# Falcons 2016. What are you tired of



## drhunter1 (Sep 18, 2016)

I'm tired of having arguably the best offensive player in the NFL an never taking shots down field. A timid brand of football that drives me nuts!


----------



## Horns (Sep 18, 2016)

No QB. Ryan plain sucks


----------



## rhbama3 (Sep 18, 2016)

Horns said:


> No QB. Ryan plain sucks


True but the Falcons were stupid enough 2 years ago to give him a 100 million contract with extension. He's awful but he's so expensive to get rid of, they'll take their lumps at least for this and maybe the next season.


----------



## Unicoidawg (Sep 18, 2016)

No pass rush drives me crazy........ Beasley so far has been a waste of a pick IMO. Inability to score td's in the red zone, etc.....etc......


----------



## tcward (Sep 18, 2016)

Just tired of the Falcons period....


----------



## Horns (Sep 18, 2016)

Unicoidawg said:


> No pass rush drives me crazy........ Beasley so far has been a waste of a pick IMO. Inability to score td's in the red zone, etc.....etc......



Indeed


----------



## drhunter1 (Sep 18, 2016)

Stupid penalties that keep drives alive.


----------



## KyDawg (Sep 18, 2016)

Been tired of them since 1966.


----------



## KyDawg (Sep 18, 2016)

Since Norm Van Brocklyn chased the FG kicker off the field after he kicked the holder in the but.


----------



## KyDawg (Sep 18, 2016)

My other highlight from way back then was the brawl that broke out in the Falcon huddle.


----------



## doenightmare (Sep 18, 2016)

Unicoidawg said:


> No pass rush drives me crazy........ Beasley so far has been a waste of a pick IMO. Inability to score td's in the red zone, etc.....etc......



Yup - no pass rush in particular.


----------



## GA native (Sep 18, 2016)

tcward said:


> Just tired of the Falcons period....



... and the rest of those millionaire crybabies. 

I'm sick of Roger Goodell letting the libs ruin the game. And this BLM grandstanding. It ticks me off that the Cowboys aren't allowed to put stickers on their helmets honoring the five Dallas cops killed by the BLM.

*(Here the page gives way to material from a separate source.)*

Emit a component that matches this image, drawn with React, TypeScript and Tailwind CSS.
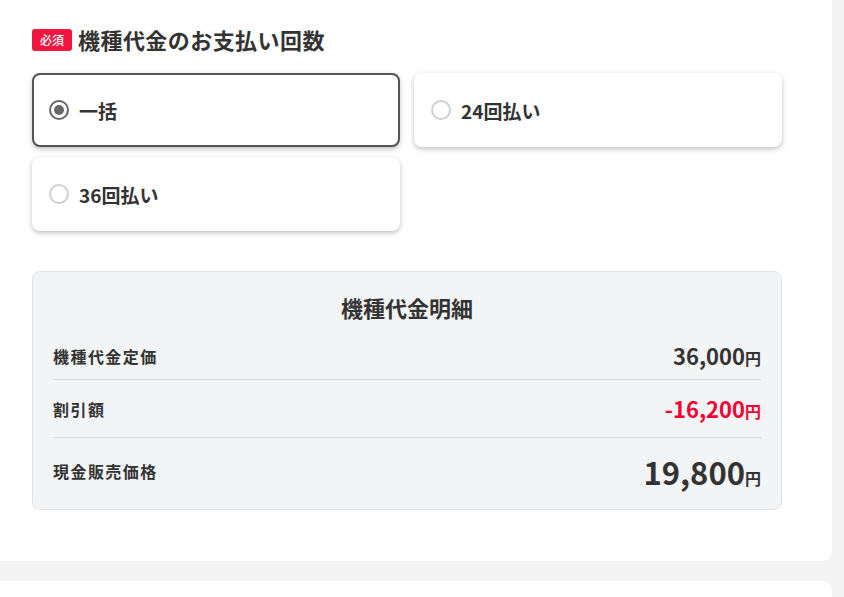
import React from "react";

const font = { fontFamily: '"Noto Sans CJK JP", "Noto Sans", sans-serif' };

function Radio({ checked }: { checked: boolean }) {
  return checked ? (
    <span className="flex h-[20px] w-[20px] shrink-0 items-center justify-center rounded-full border-2 border-[#666]">
      <span className="h-[10px] w-[10px] rounded-full bg-[#666]" />
    </span>
  ) : (
    <span className="h-[20px] w-[20px] shrink-0 rounded-full border-2 border-[#d0d0d0]" />
  );
}

function Option({ label, checked }: { label: string; checked?: boolean }) {
  return (
    <div
      className={
        "flex h-[74px] items-center gap-[10px] rounded-[8px] border-2 bg-white pl-[15px] shadow-[0_2px_5px_rgba(0,0,0,0.25)] " +
        (checked ? "border-[#555]" : "border-transparent")
      }
    >
      <Radio checked={!!checked} />
      <span className="text-[19px] font-bold leading-none text-[#333]">{label}</span>
    </div>
  );
}

function Yen() {
  return <span className="text-[16px] font-bold">円</span>;
}

export default function App() {
  return (
    <div className="min-h-[597px] w-[844px] overflow-hidden bg-[#f4f4f4]" style={font}>
      <div className="w-[832px] rounded-br-[10px] bg-white pb-[51px] pl-[32px] pt-[27px]">
        <div className="flex h-[26px] items-center gap-[6px]">
          <span className="flex h-[22px] w-[40px] items-center justify-center rounded-[3px] bg-[#f2163e] text-[12px] font-medium leading-none text-white">
            必須
          </span>
          <span className="pb-[3px] text-[22px] font-bold leading-none tracking-[0.02em] text-[#333]">機種代金のお支払い回数</span>
        </div>

        <div className="mt-[20px] grid w-[750px] grid-cols-2 gap-x-[14px] gap-y-[10px]">
          <Option label="一括" checked />
          <Option label="24回払い" />
          <Option label="36回払い" />
        </div>

        <div className="mt-[40px] h-[239px] w-[750px] rounded-[8px] border border-[#e3e3e3] bg-[#f3f4f6] px-[20px] pt-[19px] text-[#333]">
          <div className="h-[32px] text-center text-[22px] font-bold leading-[32px]">機種代金明細</div>
          <div className="flex h-[57px] items-center justify-between border-b border-[#d9d9d9] pt-[9px]">
            <span className="text-[16px] font-bold tracking-[0.09em]">機種代金定価</span>
            <span className="text-[22px] font-bold">
              36,000<Yen />
            </span>
          </div>
          <div className="flex h-[58px] items-center justify-between border-b border-[#d9d9d9]">
            <span className="text-[16px] font-bold tracking-[0.09em]">割引額</span>
            <span className="text-[22px] font-bold text-[#f5002f]">
              -16,200<Yen />
            </span>
          </div>
          <div className="flex h-[68px] items-center justify-between pb-[2px]">
            <span className="text-[16px] font-bold tracking-[0.09em]">現金販売価格</span>
            <span className="text-[31px] font-bold leading-none">
              19,800<Yen />
            </span>
          </div>
        </div>
      </div>
      <div className="mt-[20px] h-[40px] w-[832px] rounded-tr-[10px] bg-white" />
    </div>
  );
}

I said I was going to boycott the NFL. But then I realized that I already do.


----------



## KyDawg (Sep 18, 2016)

NFL is History to me. I have not watched one second of pro ball this year. Just a bunch of overpaid ungrateful idiots.


----------



## brownceluse (Sep 18, 2016)

KyDawg said:


> NFL is History to me. I have not watched one second of pro ball this year. Just a bunch of overpaid ungrateful idiots.



This


----------



## Browning Slayer (Sep 18, 2016)

"What are you tired of"



Falcons football!


----------



## BornToHuntAndFish (Sep 18, 2016)

Falcons & Matt Ryan had above avg. better than usual game & win today while good seeing Julio getting a 48-yard & Hooper getting a 44-yard passing gains. 

Tired of all the injuries, especially WR Jones.


----------



## srb (Sep 18, 2016)

*This....*



Horns said:


> No QB. Ryan plain sucks



Mattyslice::::


----------



## SpotandStalk (Sep 18, 2016)

Well I WAS tired of hearing Emu rant on and on about the Raiders. I guess after today we no longer have to hear it....


----------



## DAWG1419 (Sep 18, 2016)

I was tired when they didn't pick gurley. Rookie of the yr last yr.


----------



## Patriot44 (Sep 19, 2016)

I forgot the to watch the falcons two weeks in a row. Good for me.


----------



## Barry Duggan (Sep 19, 2016)

Unicoidawg said:


> No pass rush drives me crazy........ Beasley so far has been a waste of a pick IMO. Inability to score td's in the red zone, etc.....etc......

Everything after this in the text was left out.